My participation in this year’s UN Climate Conference (known as COP26) will help me place our local concerns within a global context. I have already learned that it is consistently those who contribute the least to climate change who suffer the most from its impact throughout the world. If I can bring one message back to the people of faith in my community, it would be this—for many people around the world, the climate crisis is already here.

Interdependence is an ecofeminist value, which means that each of us is valuable and an important part of the whole. We need each other. Our purpose is to create conditions where all people can live in dignity and harmony with nature and the earth. As stewards of God’s creation, we have a responsibility not only to the planet, but also to the people who are our neighbors.
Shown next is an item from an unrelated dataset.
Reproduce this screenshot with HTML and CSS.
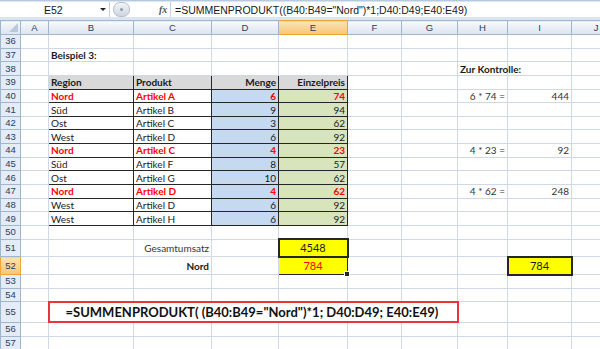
FILE: index.html
```html
<!DOCTYPE html>
<html lang="de">
<head>
  <meta charset="UTF-8" />
  <meta name="viewport" content="width=device-width, initial-scale=1.0"/>
  <title>SUMMENPRODUKT Beispiel 3</title>
  <link rel="stylesheet" href="styles.css">
</head>
<body>
  <div class="formula-bar">
    <div class="name-box">
      <span class="cell-ref">E52</span>
      <span class="drop-arrow"></span>
    </div>
    <div class="bar-tools">
      <span class="grip"><span class="grip-dot"></span></span>
      <span class="fx">fx</span>
    </div>
    <div class="formula-input">=SUMMENPRODUKT((B40:B49="Nord")*1;D40:D49;E40:E49)</div>
  </div>

  <table class="sheet">
    <colgroup>
      <col class="c-rh"><col class="c-a"><col class="c-b"><col class="c-c"><col class="c-d">
      <col class="c-e"><col class="c-f"><col class="c-g"><col class="c-h"><col class="c-i"><col class="c-j">
    </colgroup>
    <tr class="head-row">
      <th class="corner"><span class="corner-tri"></span></th>
      <th>A</th><th>B</th><th>C</th><th>D</th><th class="active">E</th><th>F</th><th>G</th><th>H</th><th>I</th><th>J</th>
    </tr>
    <tr><th>36</th><td></td><td></td><td></td><td></td><td></td><td></td><td></td><td></td><td></td><td></td></tr>
    <tr><th>37</th><td></td><td class="bold">Beispiel 3:</td><td></td><td></td><td></td><td></td><td></td><td></td><td></td><td></td></tr>
    <tr><th>38</th><td></td><td></td><td></td><td></td><td></td><td></td><td></td><td class="bold">Zur Kontrolle:</td><td></td><td></td></tr>
    <tr><th>39</th><td></td><td class="tb th-cell">Region</td><td class="tb th-cell">Produkt</td><td class="tb th-cell num">Menge</td><td class="tb th-cell num">Einzelpreis</td><td></td><td></td><td></td><td></td><td></td></tr>
    <tr class="nord"><th>40</th><td></td><td class="tb">Nord</td><td class="tb">Artikel A</td><td class="tb qty num">6</td><td class="tb price num">74</td><td></td><td></td><td class="num check">6 * 74 =</td><td class="num check">444</td><td></td></tr>
    <tr><th>41</th><td></td><td class="tb">Süd</td><td class="tb">Artikel B</td><td class="tb qty num">9</td><td class="tb price num">94</td><td></td><td></td><td></td><td></td><td></td></tr>
    <tr><th>42</th><td></td><td class="tb">Ost</td><td class="tb">Artikel C</td><td class="tb qty num">3</td><td class="tb price num">62</td><td></td><td></td><td></td><td></td><td></td></tr>
    <tr><th>43</th><td></td><td class="tb">West</td><td class="tb">Artikel D</td><td class="tb qty num">6</td><td class="tb price num">92</td><td></td><td></td><td></td><td></td><td></td></tr>
    <tr class="nord"><th>44</th><td></td><td class="tb">Nord</td><td class="tb">Artikel C</td><td class="tb qty num">4</td><td class="tb price num">23</td><td></td><td></td><td class="num check">4 * 23 =</td><td class="num check">92</td><td></td></tr>
    <tr><th>45</th><td></td><td class="tb">Süd</td><td class="tb">Artikel F</td><td class="tb qty num">8</td><td class="tb price num">57</td><td></td><td></td><td></td><td></td><td></td></tr>
    <tr><th>46</th><td></td><td class="tb">Ost</td><td class="tb">Artikel G</td><td class="tb qty num">10</td><td class="tb price num">62</td><td></td><td></td><td></td><td></td><td></td></tr>
    <tr class="nord"><th>47</th><td></td><td class="tb">Nord</td><td class="tb">Artikel D</td><td class="tb qty num">4</td><td class="tb price num">62</td><td></td><td></td><td class="num check">4 * 62 =</td><td class="num check">248</td><td></td></tr>
    <tr><th>48</th><td></td><td class="tb">West</td><td class="tb">Artikel D</td><td class="tb qty num">6</td><td class="tb price num">92</td><td></td><td></td><td></td><td></td><td></td></tr>
    <tr><th>49</th><td></td><td class="tb">West</td><td class="tb">Artikel H</td><td class="tb qty num">6</td><td class="tb price num">92</td><td></td><td></td><td></td><td></td><td></td></tr>
    <tr><th>50</th><td></td><td></td><td></td><td></td><td></td><td></td><td></td><td></td><td></td><td></td></tr>
    <tr class="r51"><th>51</th><td></td><td></td><td class="num label">Gesamtumsatz</td><td></td><td class="result">4548</td><td></td><td></td><td></td><td></td><td></td></tr>
    <tr class="r52"><th class="active">52</th><td></td><td></td><td class="num bold">Nord</td><td></td><td class="result selected red">784<span class="fill-handle"></span></td><td></td><td></td><td></td><td class="result">784</td><td></td></tr>
    <tr><th>53</th><td></td><td></td><td></td><td></td><td></td><td></td><td></td><td></td><td></td><td></td></tr>
    <tr><th>54</th><td></td><td></td><td></td><td></td><td></td><td></td><td></td><td></td><td></td><td></td></tr>
    <tr class="r55"><th>55</th><td></td><td colspan="6" class="formula-note">=SUMMENPRODUKT( (B40:B49="Nord")*1; D40:D49; E40:E49)</td><td></td><td></td><td></td></tr>
    <tr><th>56</th><td></td><td></td><td></td><td></td><td></td><td></td><td></td><td></td><td></td><td></td></tr>
    <tr><th>57</th><td></td><td></td><td></td><td></td><td></td><td></td><td></td><td></td><td></td><td></td></tr>
  </table>
</body>
</html>
```

FILE: styles.css
```css
body {
  margin: 0;
  width: 600px;
  height: 349px;
  overflow: hidden;
  background: #ffffff;
  font-family: Lato, "Liberation Sans", sans-serif;
  color: #1a1a1a;
}

/* formula bar */
.formula-bar {
  display: flex;
  height: 20px;
  box-sizing: border-box;
  padding: 1px 0 3px;
  background: #dbe5f1;
  border-top: 1px solid #b8c9de;
  font-family: "Liberation Sans", sans-serif;
}

.name-box {
  width: 109px;
  display: flex;
  align-items: center;
  background: #ffffff;
  border-right: 1px solid #c5d2e3;
  font-size: 10.5px;
}

.cell-ref {
  flex: 1;
  padding-left: 44px;
}

.drop-arrow {
  width: 0;
  height: 0;
  margin-right: 3px;
  border-left: 3px solid transparent;
  border-right: 3px solid transparent;
  border-top: 3px solid #222;
}

.bar-tools {
  width: 60px;
  display: flex;
  align-items: center;
  background: #ffffff;
}

.grip {
  width: 15px;
  height: 13px;
  margin-left: 3px;
  border-radius: 7px;
  background: linear-gradient(#f2f4f7, #cdd5df);
  border: 1px solid #b5c0cd;
  display: flex;
  align-items: center;
  justify-content: center;
}

.grip-dot {
  width: 3px;
  height: 3px;
  border-radius: 50%;
  background: #8e9aa8;
}

.fx {
  margin-left: 29px;
  font-family: "Liberation Serif", serif;
  font-style: italic;
  font-weight: bold;
  font-size: 10px;
  color: #555;
}

.formula-input {
  flex: 1;
  display: flex;
  align-items: center;
  padding-left: 4px;
  background: #ffffff;
  border-left: 1px solid #c5d2e3;
  font-size: 10.5px;
  white-space: nowrap;
}

/* sheet grid */
.sheet {
  border-collapse: collapse;
  table-layout: fixed;
  width: 620px;
  font-size: 10px;
}

.c-rh { width: 20px; }
.c-a { width: 28px; }
.c-b { width: 85px; }
.c-c { width: 78px; }
.c-d { width: 67px; }
.c-e { width: 69px; }
.c-f { width: 54px; }
.c-g { width: 56px; }
.c-h { width: 50px; }
.c-i { width: 64px; }
.c-j { width: 49px; }

.sheet tr {
  height: 13.65px;
}

.sheet .head-row {
  height: 14px;
}

.sheet .r51 { height: 17.5px; }
.sheet .r52 { height: 18px; }
.sheet .r55 { height: 20.5px; }

.sheet td {
  padding: 0 2px;
  border: 1px solid #d0d7e5;
  white-space: nowrap;
  overflow: visible;
  line-height: 10px;
}

.sheet th {
  padding: 0;
  border: 1px solid #9eb6ce;
  background: #e4ecf7;
  font-family: "Liberation Sans", sans-serif;
  font-weight: normal;
  font-size: 9.5px;
  color: #27415f;
  line-height: 10px;
}

.head-row th {
  background: linear-gradient(#f7f9fc, #dbe4f0);
  color: #27415f;
}

.sheet th.active {
  background: linear-gradient(#fbe3b4, #f6c574);
  border-color: #f2a436;
}

.corner {
  position: relative;
}

.corner-tri {
  position: absolute;
  right: 2px;
  bottom: 2px;
  width: 0;
  height: 0;
  border-left: 9px solid transparent;
  border-bottom: 9px solid #b9c8da;
}

.bold {
  font-weight: bold;
}

.num {
  text-align: right;
}

.sheet .tb {
  border-color: #262626;
}

.th-cell {
  background: #d9d9d9;
  font-weight: bold;
}

.qty {
  background: #c5d9f1;
}

.price {
  background: #d8e4bc;
}

.nord .tb {
  color: #ff0000;
  font-weight: bold;
}

.check {
  color: #333;
}

.label {
  color: #333;
}

.sheet .result {
  background: #ffff00;
  border: 2px solid #262626;
  text-align: center;
  font-size: 11px;
}

.sheet .selected {
  position: relative;
  border-top-width: 1px;
  border-left: 1px solid #2a4bb4;
  border-right: 1px solid #262626;
  border-bottom: 1px solid #262626;
}

.red {
  color: #ff0000;
}

.fill-handle {
  position: absolute;
  right: -3px;
  bottom: -3px;
  width: 4px;
  height: 4px;
  background: #262626;
  border: 1px solid #ffffff;
}

.sheet .formula-note {
  border: 2px solid #e8343a;
  padding-left: 16px;
  font-size: 13px;
  font-weight: bold;
  color: #111;
}
```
A commitment to environmental justice demonstrates our love for God and our commitment to be the body of Christ here on earth.


Gabrie’l J. Atchison, who has a master of arts in religion from Yale Divinity School, is the missioner for administration for the Episcopal Dioceses of Western New York and Northwestern Pennsylvania, and the president of the Bishop Holly Chapter, UBE (Buffalo, NY).

To learn more about Episcopal climate advocacy and the Presiding Bishop’s Delegation to the UN Climate Change Conference COP26, visit the COP26 Homepage.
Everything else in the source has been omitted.